E se non si riesce ad accedere all'Erasmus, magari per carenza di posti? Esistono diversi programmi di scambio e mobilità che consentono di passare un periodo all'estero e ottenere borse internazionali, spesso basate su accordi bilaterali tra la propria università e altri atenei stranieri. Il consiglio è di informarsi presso gli sportelli universitari che seguono l'internazionalizzazione dell'ateneo.

Più opportunità con la doppia laurea
di Gaia Giorgio Fedi

Una laurea all'estero, ma ottenuta con l'iscrizione e la frequenza di parte del percorso di studi in un ateneo italiano. È il fenomeno delle doppie lauree, o double degree, oggi in rapida ascesa in Italia. Attualmente la maggior parte delle università (soprattutto al Centro-Nord) offre corsi con curriculum integrato tra istituti di diversi Paesi: una parte degli studi viene svolta all'estero e al termine del corso si ottiene una laurea doppia o multipla oppure un'unica laurea congiunta, riconosciuta da tutti gli atenei coinvolti. «Si tratta di una nuova opportunità creata per gli studenti, che prende spunto dai programmi Ue Erasmus Mundus, che favorivano consorzi di università europee per la mobilità geografica degli studenti e l'ottenimento di un titolo doppio o congiunto», spiega Maurizio Marchese, prorettore allo sviluppo internazionale dell'Università di Trento, che offre percorsi di double degree dal 2000. «I programmi di questo tipo hanno registrato una forte crescita in Italia negli ultimi 10-15 anni», prosegue Marchese. In precedenza, lo strumento di mobilità studentesca era l'Erasmus, che consentiva di dare alcuni esami in un'altra università europea ma senza ottenere alcun titolo. «Con la doppia laurea invece nell'esperienza dello studente all'estero c'è anche un allineamento sul percorso di studi dell'altro ateneo, che porta ad avere un titolo riconosciuto», aggiunge Marchese.

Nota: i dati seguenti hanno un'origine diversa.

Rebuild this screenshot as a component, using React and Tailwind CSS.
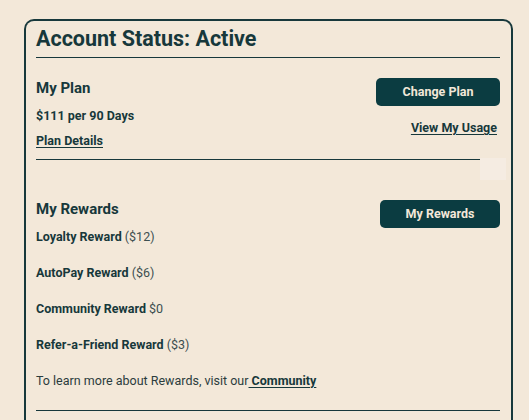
import React from "react";

export default function App() {
  const font = { fontFamily: "Roboto, 'Noto Sans', sans-serif" };
  return (
    <div className="w-[529px] h-[420px] overflow-hidden bg-[#f3e8d9] pl-[24px] pt-[19px] text-[#17383b]" style={font}>
      <div className="relative w-[489px] h-[420px] border-2 border-b-0 border-[#17383b] rounded-t-[10px] pl-[10px] pr-[11px] pt-[4px]">
        <h1 className="text-[21.5px] leading-[28px] font-bold">Account Status: Active</h1>
        <div className="mt-[4px] border-t border-[#17383b]" />

        <div className="flex justify-between pt-[20px] pb-[10px]">
          <div className="flex flex-col">
            <div className="text-[15px] leading-[20px] font-bold">My Plan</div>
            <div className="mt-[10px] text-[12.5px] leading-[16px] font-bold">$111 per 90 Days</div>
            <a className="mt-[9px] text-[12.5px] leading-[16px] font-bold underline underline-offset-2">Plan Details</a>
          </div>
          <div className="flex flex-col items-end">
            <button className="w-[124px] h-[28px] rounded-[5px] bg-[#0b3c41] text-[#f3e8d9] text-[12.5px] font-bold">Change Plan</button>
            <a className="mt-[14px] mr-[3px] text-[12.5px] leading-[16px] font-bold underline underline-offset-2">View My Usage</a>
          </div>
        </div>
        <div className="border-t border-[#17383b]" />

        <div className="flex justify-between pt-[40px]">
          <div className="flex flex-col">
            <div className="text-[15px] leading-[20px] font-bold -mt-[1px]">My Rewards</div>
            <div className="mt-[10px] flex flex-col gap-[20px] text-[12.5px] leading-[16px]">
              <div><span className="font-bold">Loyalty Reward</span> <span className="text-[#3c4f50]">($12)</span></div>
              <div><span className="font-bold">AutoPay Reward</span> <span className="text-[#3c4f50]">($6)</span></div>
              <div><span className="font-bold">Community Reward</span> <span className="text-[#3c4f50]">$0</span></div>
              <div><span className="font-bold">Refer-a-Friend Reward</span> <span className="text-[#3c4f50]">($3)</span></div>
              <div className="text-[12.5px] text-[#2b3c3d]">To learn more about Rewards, visit our<a className="font-bold text-[#17383b] underline underline-offset-2"> Community</a></div>
            </div>
          </div>
          <button className="w-[120px] h-[28px] rounded-[5px] bg-[#0b3c41] text-[#f3e8d9] text-[12.5px] font-bold">My Rewards</button>
        </div>
        <div className="mt-[21px] border-t border-[#17383b]" />

        <div className="absolute left-[454px] top-[137px] w-[26px] h-[22px] bg-[#f5ece2]" />
      </div>
    </div>
  );
}
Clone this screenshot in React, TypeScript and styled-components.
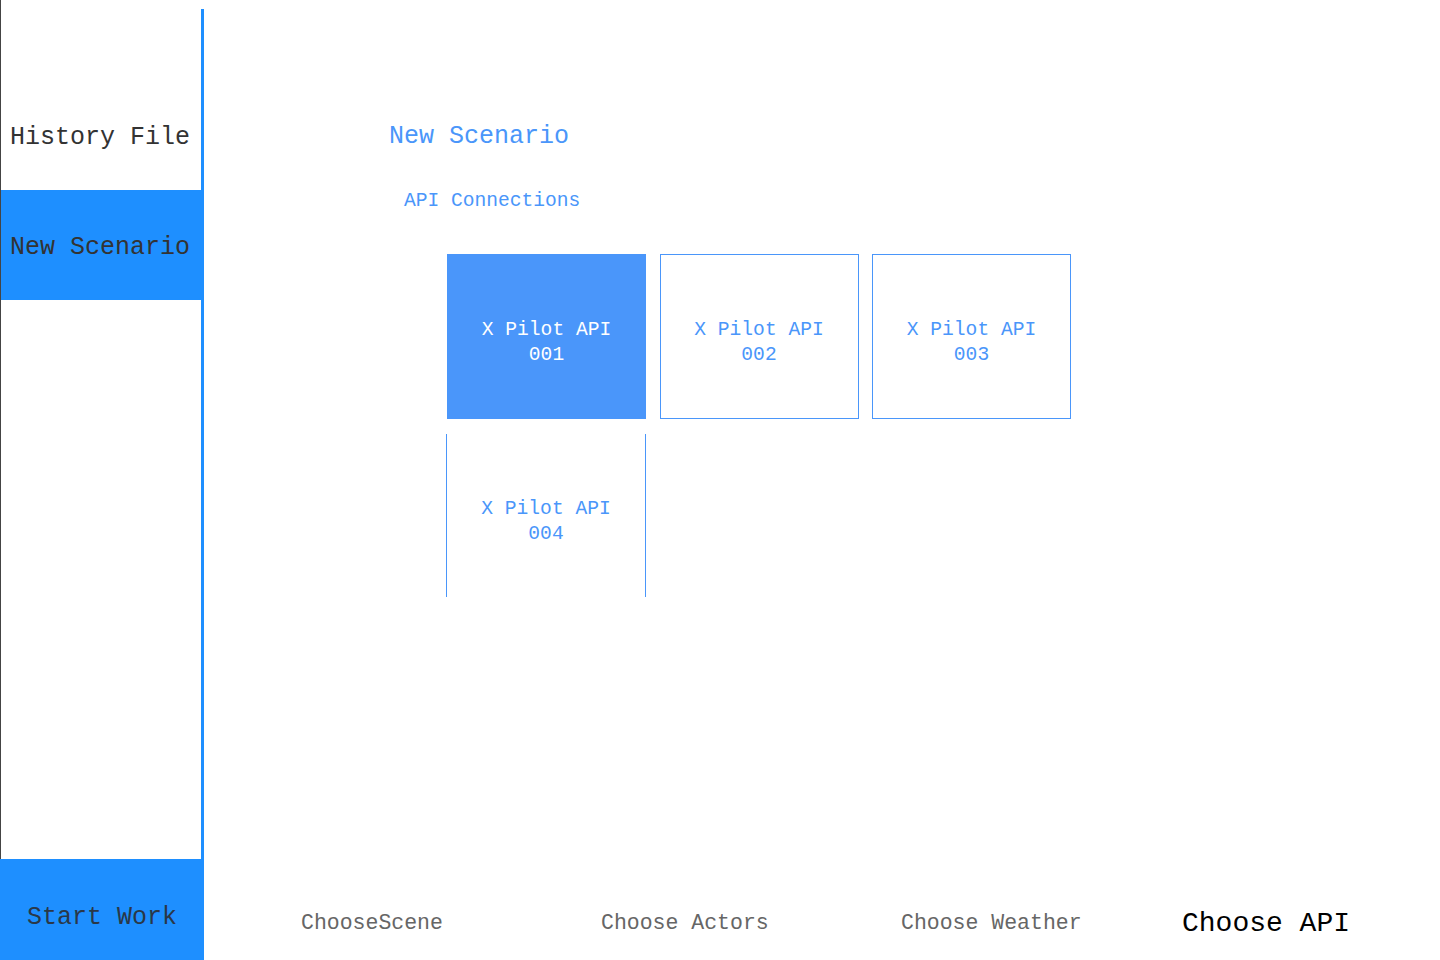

Solitamente è possibile accedere al double degree nel biennio di specialistica, in cui lo studente svolge un anno di università in Italia e un anno all'estero, ma non mancano opportunità anche per le lauree triennali. «Passare un anno in un'università straniera e ottenere un doppio titolo consente agli studenti di avere un'esposizione internazionale, sempre più richiesta, qualificare meglio il curriculum e renderlo appetibile per diversi mercati del lavoro», commenta Stefano Caselli, prorettore agli affari internazionali dell'Università Bocconi. «I double degree sono programmi molto ambiti e di solito le richieste sono almeno il triplo rispetto ai posti. Di conseguenza i criteri di selezione sono molto rigidi», sottolinea Caselli. Un impeccabile padronanza dell'inglese (o della lingua dell'ateneo straniero) e ottimi voti sono quindi un requisito necessario. Nel caso della Bocconi, per esempio, «solitamente si può chiedere di accedere a un percorso di double degree dopo essersi iscritto al biennio e aver frequentato il primo semestre: la selezione sul merito avviene sulla base dei voti ottenuti nel triennio», aggiunge Caselli. Ma esistono anche dei corsi ad hoc a cui ci si può iscrivere dall'inizio: la stessa Bocconi ha un corso di questo tipo, con l'università Fudan di Shanghai, e si appresta a lanciare dal prossimo anno un corso a titolo multiplo con cui gli studenti passeranno un semestre a Milano, uno a Parigi, uno a Singapore e uno a Mumbai.